People who are privileged to manage their own time, or lack of it, in an office really shouldn’t be in the business of lecturing people who are not.

Furthermore, it’s been a long time, if ever, since some of those with the loudest voices calling for a return to the office have ever worked an ordinary job themselves. Lord Rose, formerly CEO of Marks & Spencer and chairman of Asda, told BBC’s Panorama that home working was part of the UK economy’s “general decline” (not true – see above). 

And Sir Jacob Rees-Mogg, formerly business secretary (remind me, how did that go?), continues in opposition to fight the bad fight to get civil servants as well as the private sector permanently back at the office. Hilariously, he most recently did so in a video from the drawing room of his mansion in Somerset.
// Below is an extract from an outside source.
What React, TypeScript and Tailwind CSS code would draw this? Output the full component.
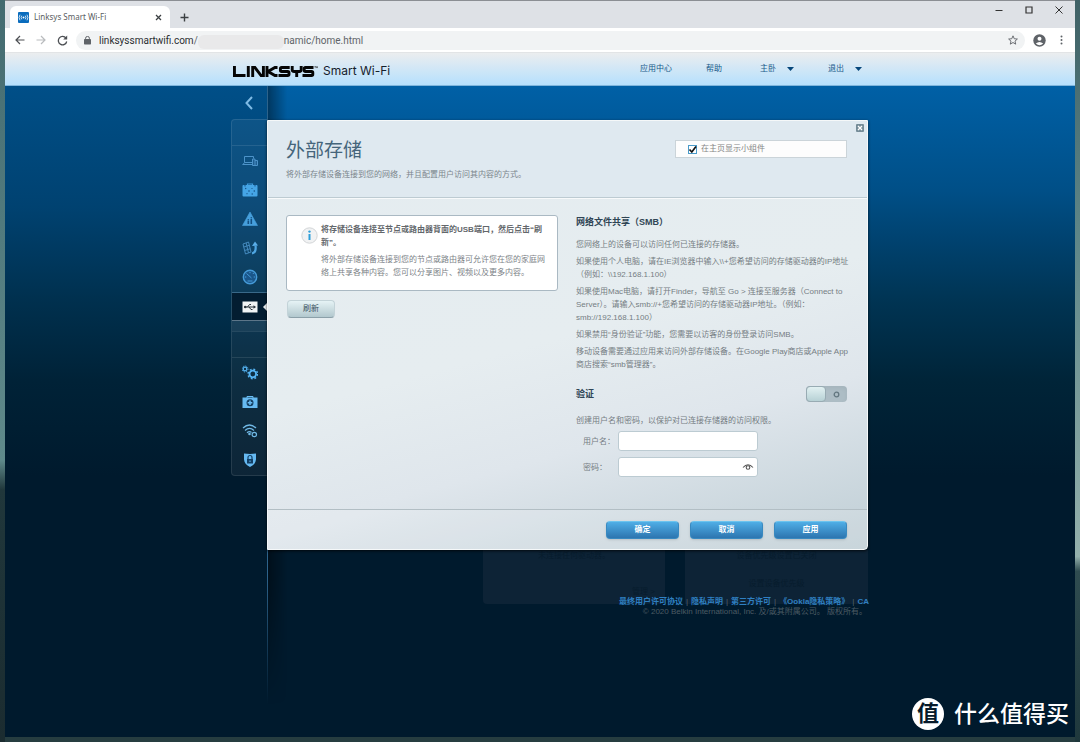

Though, to be fair, having lost his seat at the last general election and seeing his investment company sliding down the pan, he’s not so much working from home as just... at home.   

The serious point is that people who are privileged to manage their own time, or lack of it, in an office really shouldn’t be in the business of lecturing people who are not. They really don’t know – or have forgotten - what it is to have your life demanded of you from 9am-6pm from Monday to Friday in a location that is less than comfortable to work in. Is that so complicated to take aboard? 

And there’s another very big thing here. To demand office slaves is to commoditise people, to make them chattels (and, if some of these bosses were honest with themselves, that’s what they want). Staff become just another asset, not unlike the freehold of the office building in which you put them and watch as they make you money every day. 

To put it bluntly, that is a sin. To treat human beings as tradeable commodities is to debase their dignity. And for those of faith, that dignity is vested in each unique one of them bearing the image of God. As a good Catholic, Rees-Mogg should be familiar with the doctrine of Imago Dei.     

So there’s a holy, as well as secular, work-ethic at play here. The worker is worthy of his/her wage. That scriptural phrase usually focuses on the material value of the wage. But it’s also worth registering that the worker is “worthy”. 

To treat staff like they have an inherent worth, rather than simply a productive asset, has a value way beyond the money they are paid. And the dividends on that investment will be immense. Respect them. Let them work from home.